Runcom.read_sink/2 returns all output; read_stdout/2 and read_stderr/2 filter by stream. When composing output from prior steps, prefer read_sink unless you specifically need one stream.
Built-in Step Quick Reference
| Step | What it does | Key options |
|---|
Debug | Log a message | message: |
Command | Run external command | cmd:, args:, env: |
Bash | Run inline script or file | script: or file:, args:, env: |
Apt | APT package management | name:, state: |
Brew | Homebrew packages | name:, state:, cask: |
AptRepository | Manage apt sources | repo:, state: |
File | Create/delete files/dirs | path:, state: |
Copy | Copy files or write content | dest:, src: or content: |
Lineinfile | Manage single lines | path:, line:, regexp: |
Blockinfile | Manage text blocks | path:, block: |
Unarchive | Extract archives | src:, dest: |
EExTemplate | Render EEx templates | dest:, template: or file:, assigns: |
GetUrl | Download files | url:, dest: |
Http | HTTP requests | url:, method:, status_code: |
WaitFor | Wait for port/file | tcp_port: or path:, timeout: |
Systemd | Manage services | name:, state: |
Reboot | Reboot machine (halts) | delay:, message: |
Pause | Sleep | duration: |
User | Manage system users | name:, state: |
Group | Manage system groups | name:, state: |
Hostname | Set hostname | name: |
Testing
Real execution with run_sync
Runcom.run_sync/2 runs the runbook synchronously and returns the final state. Use it for integration tests where steps do real (but safe) work:
defmodule MyApp.RunbookTest do
use ExUnit.Case, async: true
require Runcom.Steps.Command, as: Command
require Runcom.Steps.Copy, as: Copy
@tag :tmp_dir
test "deploys successfully", %{tmp_dir: tmp_dir, test: test_name} do
rc =
Runcom.new(to_string(test_name))
|> Runcom.assign(:work_dir, tmp_dir)
|> Command.add("check", cmd: "echo", args: ["ready"])
|> Copy.add("config",
dest: fn rc -> "#{rc.assigns.work_dir}/app.conf" end,
content: "port=8080"
)
{:ok, completed} = Runcom.run_sync(rc)
assert Runcom.ok?(completed, "check")
assert Runcom.ok?(completed, "config")
{:ok, output} = Runcom.read_stdout(completed, "check")
assert output =~ "ready"
end
end
Stub mode
For runbooks that interact with external systems (HTTP, databases, services), use stub mode to avoid real side effects. This works like Req.Test — stubs are registered in the process dictionary and propagate to child processes via ProcessTree.

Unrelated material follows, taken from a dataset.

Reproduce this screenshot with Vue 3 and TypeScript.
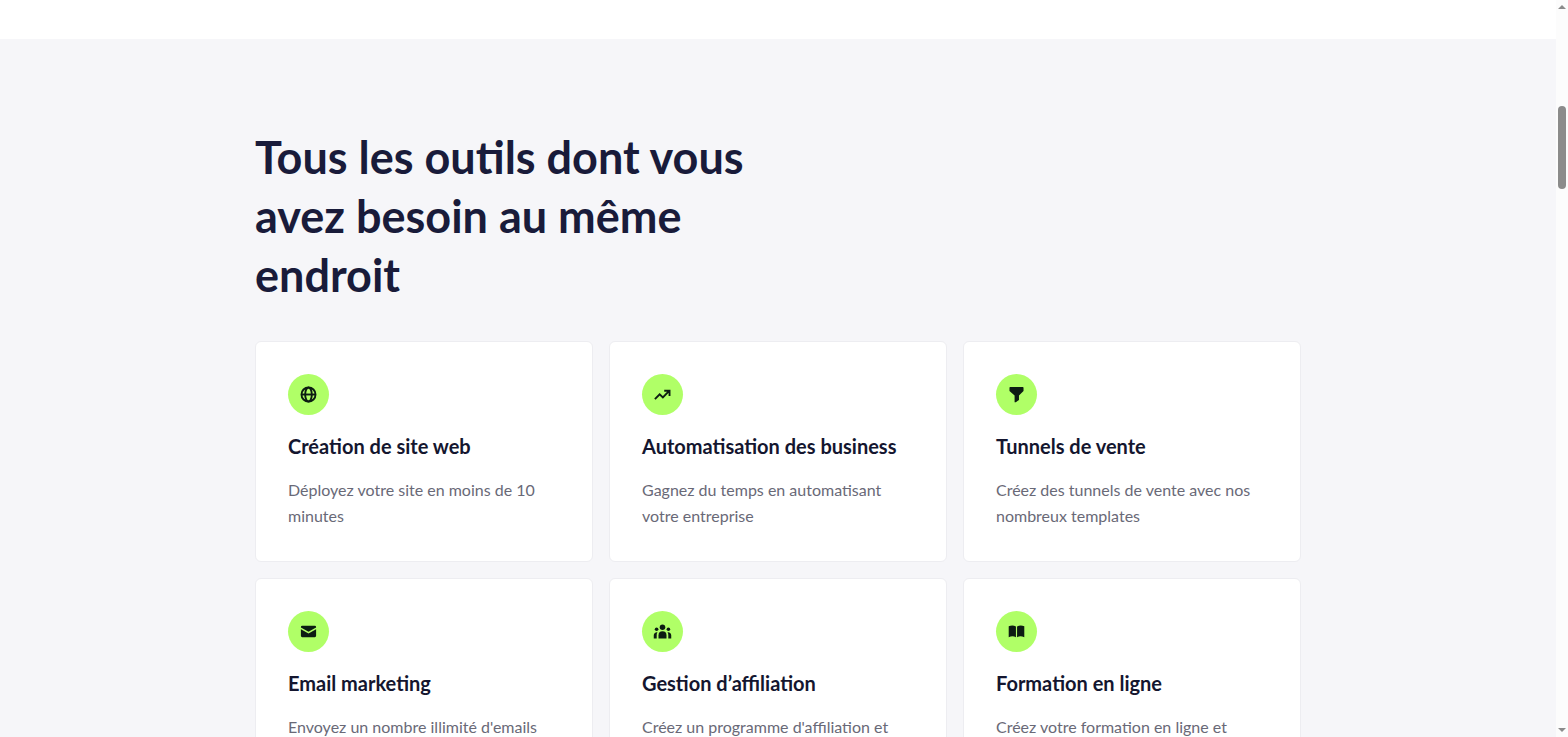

Setup: Add config :runcom, mode: :stub to config/test.exs.
Register stubs: Call Runcom.Test.stub/2 with the runbook ID and a pattern-matching function. The function receives {module, opts} tuples — match on the step module, not the step name string:
defmodule MyApp.ProvisionRunbookTest do
use ExUnit.Case, async: true
alias Runcom.Step.Result
require Runcom.Steps.Command, as: Command
require Runcom.Steps.Http, as: Http
test "provision runbook succeeds", %{test: test_name} do
id = to_string(test_name)
# Register stubs — pattern match on the step MODULE
Runcom.Test.stub(id, fn
{Runcom.Steps.Command, %{cmd: "apt-get" <> _}} ->
{:ok, Result.ok(exit_code: 0, output: "installed")}
{Runcom.Steps.Command, _opts} ->
{:ok, Result.ok(exit_code: 0, output: "ok")}
{Runcom.Steps.Http, %{url: url}} ->
{:ok, Result.ok(output: "200 OK from #{url}")}
end)
rc =
Runcom.new(id)
|> Command.add("install", cmd: "apt-get install nginx")
|> Command.add("configure", cmd: "nginx -t", await: ["install"])
|> Http.add("healthcheck",
url: "http://localhost/health",
await: ["configure"]
)
{:ok, completed} = Runcom.run_sync(rc, mode: :stub)
assert Runcom.ok?(completed, "install")
assert Runcom.ok?(completed, "healthcheck")
end
end
Stubbing gotchas
- Match on modules, not names: The default
stub/2 calls Runcom.Test.get_stub(rc.id, __MODULE__, opts), so the pattern receives the step module atom (e.g., Runcom.Steps.Command), not the step name string. Use opts to distinguish between multiple steps of the same type.
- Catch-all clause: If a step has no matching stub clause, it raises. Add a catch-all or ensure every step module used in the runbook has a clause.
- Custom steps: For your own step modules, match on the module directly:
{MyApp.Steps.MigrateDatabase, _opts} -> ...
- Stubs propagate: ProcessTree ensures stubs registered in the test process are visible to any Tasks or GenServers spawned during execution. No extra setup needed for async tests.